A line of 100 airline passengers is waiting to board the plain. They each hold a ticket to one of the 100 seats on that flight. (For convenience, let's say that the Nth passenger in line has a ticket for the seat number N.)

Unfortunately, the first person in line is crazy, and will ignore the seat number on their ticket, picking a random seat to occupy. All the other passengers are quite normal, and will go to their proper seat unless it is already occupied. If it is occupied, they will then find a free seat to sit in, at random.

What is the probability that the last (100th) person to board the plane will sit in their proper seat (#100)?
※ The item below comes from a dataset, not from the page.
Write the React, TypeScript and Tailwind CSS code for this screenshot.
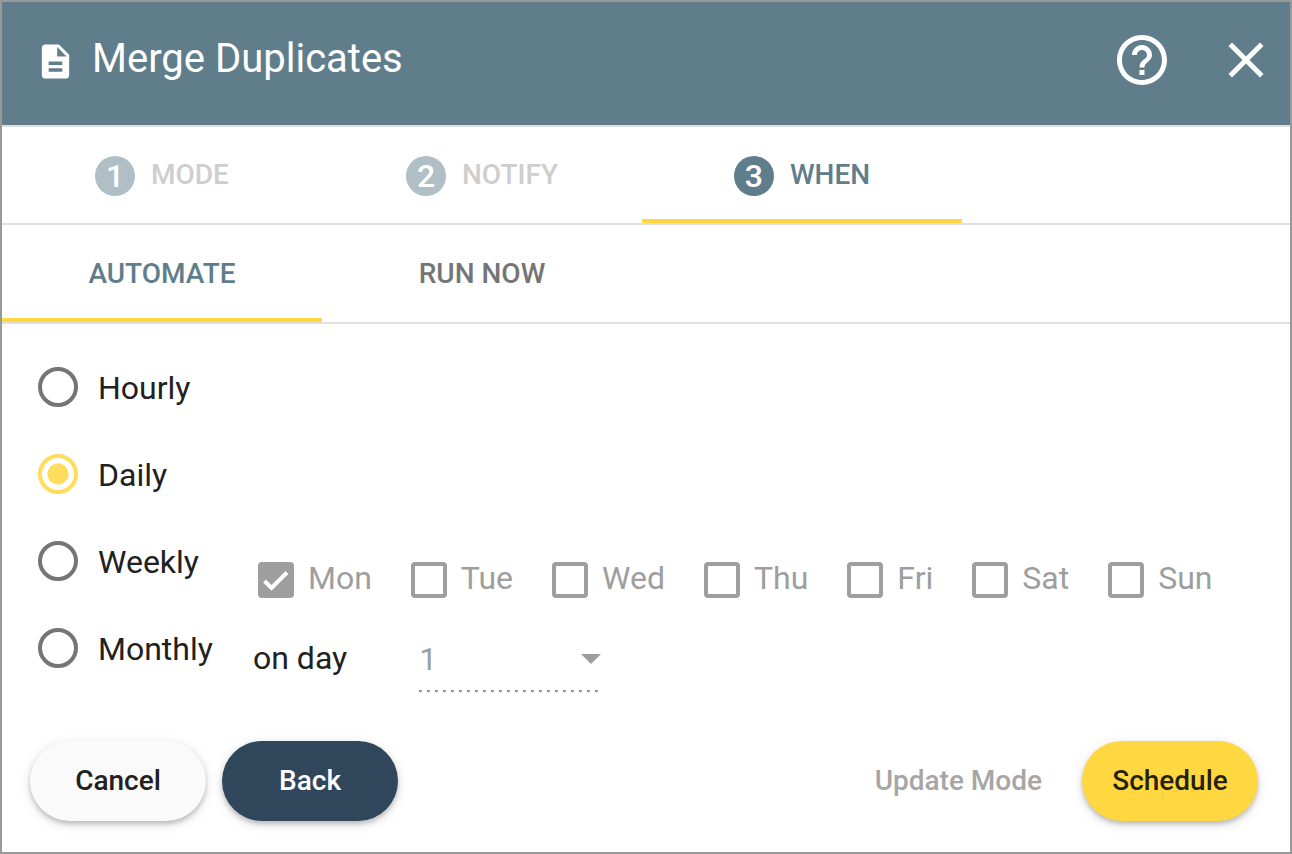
import { useState } from 'react'
import { MdArrowDropDown, MdClose, MdDescription, MdHelpOutline } from 'react-icons/md'
import clsx from 'clsx'

const steps = ['MODE', 'NOTIFY', 'WHEN']
const views = ['AUTOMATE', 'RUN NOW']
const frequencies = ['Hourly', 'Daily', 'Weekly', 'Monthly']
const weekDays = ['Mon', 'Tue', 'Wed', 'Thu', 'Fri', 'Sat', 'Sun']
const monthDays = Array.from({ length: 31 }, (_, i) => i + 1)

const raised = 'shadow-[0_3px_4px_rgba(0,0,0,0.18),0_3px_12px_rgba(0,0,0,0.14)]'

const Header = () => (
  <header className="flex items-center bg-[#607d8b] pt-7 pb-[35px] pl-[33px] pr-[14px] text-white">
    <MdDescription className="mt-0.5 size-[41px] shrink-0" />
    <h1 className="-mt-0.5 ml-4 grow text-[40px] leading-[56px]">Merge Duplicates</h1>
    <button type="button" aria-label="Help">
      <MdHelpOutline className="size-[60px]" />
    </button>
    <button type="button" aria-label="Close" className="ml-11">
      <MdClose className="size-[60px]" />
    </button>
  </header>
)

const DayCheckbox = ({ day }: { day: string }) => (
  <label className="flex items-center gap-[14px] text-[32px] leading-9 text-[#9e9e9e]">
    <span className="relative size-9 shrink-0">
      <input
        type="checkbox"
        disabled
        defaultChecked={day === 'Mon'}
        className="peer block size-9 appearance-none rounded-[4px] border-4 border-[#9e9e9e] checked:bg-[#9e9e9e]"
      />
      <svg
        viewBox="0 0 36 36"
        className="absolute inset-0 hidden size-9 fill-none stroke-white stroke-[4] peer-checked:block"
      >
        <path d="M6.5 19 L13.5 26 L29 10.5" />
      </svg>
    </span>
    <span className="-mt-1">{day}</span>
  </label>
)

const App = () => {
  const [view, setView] = useState('AUTOMATE')
  const [frequency, setFrequency] = useState('Daily')

  return (
    <div className="flex min-h-screen flex-col border-2 border-[#999] bg-white font-[Roboto,sans-serif] text-[#212121]">
      <Header />

      <nav className="flex border-y-2 border-[#e0e0e0]">
        {steps.map((step, i) => {
          const active = step === 'WHEN'
          return (
            <button
              key={step}
              type="button"
              className={clsx(
                'flex h-24 w-80 items-center justify-center gap-4 border-b-4 pt-1.5 text-[28px] font-medium',
                active ? 'border-[#ffd740] text-[#607d8b]' : 'border-transparent text-[#cecece]'
              )}
            >
              <span
                className={clsx(
                  'flex size-10 items-center justify-center rounded-full text-[32px] leading-10 text-white',
                  active ? 'bg-[#607d8b]' : 'bg-[#b0bec5]'
                )}
              >
                {i + 1}
              </span>
              <span className="-mt-0.5">{step}</span>
            </button>
          )
        })}
      </nav>

      <nav className="flex border-b-2 border-[#e0e0e0]">
        {views.map((name) => (
          <button
            key={name}
            type="button"
            onClick={() => setView(name)}
            className={clsx(
              'h-[97px] w-80 border-b-4 pt-1 text-[28px] font-medium',
              view === name ? 'border-[#ffd740] text-[#607d8b]' : 'border-transparent text-[#757575]'
            )}
          >
            {name}
          </button>
        ))}
      </nav>

      <main className="flex px-9 pt-5">
        <fieldset className="w-[215px] shrink-0">
          {frequencies.map((name) => (
            <label key={name} className="flex h-[87px] items-center gap-5 text-[32px]">
              <input
                type="radio"
                name="frequency"
                checked={frequency === name}
                onChange={() => setFrequency(name)}
                className="-mt-0.5 size-10 shrink-0 appearance-none rounded-full border-4 border-[#757575] checked:border-[#ffdc5b] checked:bg-[radial-gradient(circle,#ffdc5b_10px,transparent_11px)]"
              />
              {name}
            </label>
          ))}
        </fieldset>

        <div className="flex grow flex-col justify-end">
          <div className="mb-7 flex gap-[39px] pl-[5px]">
            {weekDays.map((day) => (
              <DayCheckbox key={day} day={day} />
            ))}
          </div>
          <div className="flex gap-[72px] text-[32px]">
            <label htmlFor="month-day" className="leading-[64px]">
              on day
            </label>
            <div className="relative w-[180px] bg-[repeating-linear-gradient(to_right,#949494_0_3px,transparent_3px_8px)] bg-[length:100%_2px] bg-bottom bg-no-repeat text-[#9e9e9e]">
              <select id="month-day" disabled className="h-[66px] w-full appearance-none opacity-100">
                {monthDays.map((day) => (
                  <option key={day}>{day}</option>
                ))}
              </select>
              <MdArrowDropDown className="pointer-events-none absolute -right-4 top-2 size-12" />
            </div>
          </div>
        </div>
      </main>

      <footer className="mt-auto flex items-center gap-4 px-7 pb-[31px] pr-8 text-[28px] font-medium">
        <button type="button" className={clsx('h-20 w-44 rounded-full bg-[#fafafa]', raised)}>
          Cancel
        </button>
        <button type="button" className={clsx('h-20 w-44 rounded-full bg-[#2f465b] text-white', raised)}>
          Back
        </button>
        <button type="button" disabled className="ml-auto mr-6 text-[#a6a6a6]">
          Update Mode
        </button>
        <button type="button" className={clsx('h-20 w-44 rounded-full bg-[#ffd740] text-black/87', raised)}>
          Schedule
        </button>
      </footer>
    </div>
  )
}

export default App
First, a simulation suggests the answer is around 1/2
The only way Passenger-100 ends up without a seat is if someone randomly takes it. This happens exactly when someone doesn't randomly take the first seat. Thus, the only seats Passenger-100 can get are 1 or 100.
Suppose we have this scenerio with two passengers. The probability P[2] of the second passenger getting her seat is 1/2. Given the same scenerio with 3 passengers, the probability P[3] of the third passenger getting her seat is equal to P[first person chooses first seat] +P[first person chooses 2nd seat]*P[2]=1/3+1/3*1/2=1/2. In general, given the scenerio for n passengers, the probability P[n] of the nth passenger getting her own seat is given by:
P[1st passenger takes own seat] + Sum[P[1st passenger takes kth seat]*P[k],{k,2,n-1}]
=1/n+(1/n)*(n-2)*(1/2)=1/2
Thus, regardless of the number of passengers (greater than 1), the probability of the last passenger getting her own seat is 1/2. 

Posted by owl on 2005-08-17 19:14:32